Discarded Information

Another method that allows a hacker to gather information about a person’s identity is discarded information. Any documents that are thrown out without first being shredded could potentially aid an identity thief. This usually doesn’t leave much forensic evidence, but it does indicate that the perpetrator is local in order to access the victim’s trash, a practice commonly known as dumpster diving.

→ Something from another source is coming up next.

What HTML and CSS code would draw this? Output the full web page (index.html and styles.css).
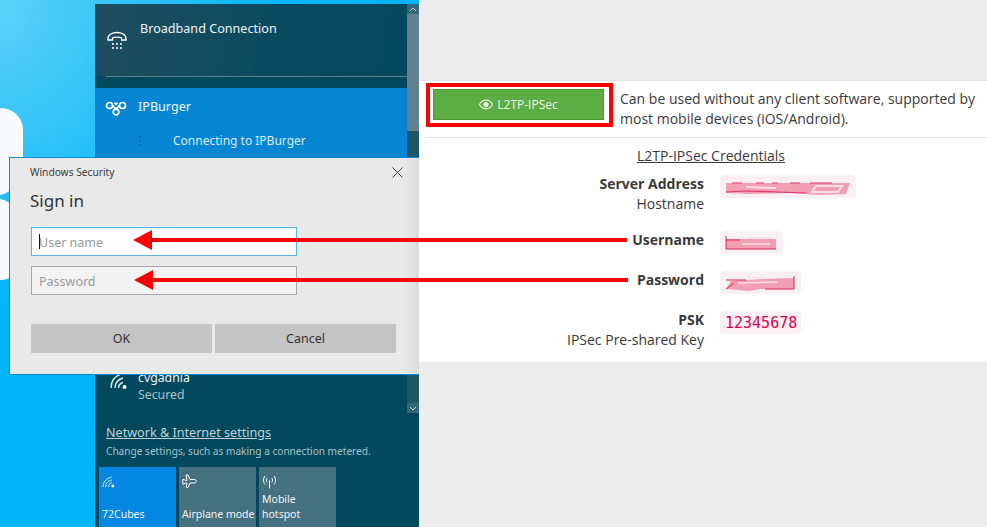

How Does This Crime Affect Forensics?

If the crime being investigated is identity theft, then the first thing the investigator should be looking for is spyware on the victim’s machine. It is very likely that somewhere on the victim’s machine is some type of spyware. If spyware exists, the investigator must start searching for where the spyware is sending its data. Yes, spyware collects data on the user’s computer and Internet activities, but ultimately that data must be communicated to the criminal. It could be something as simple as a periodic email with an attachment. Or it could be a stream of packets to a server the criminal has access to. Whatever the specific communication mechanism, there absolutely must be some way to get the information from the victim’s computer to the attacker—and that will leave some forensic trace.

Another issue the investigator should explore is that of phishing emails. It is important to check the email history for the victim’s computer as well as the web history. If a phishing website was involved, it is important to gather information about that site.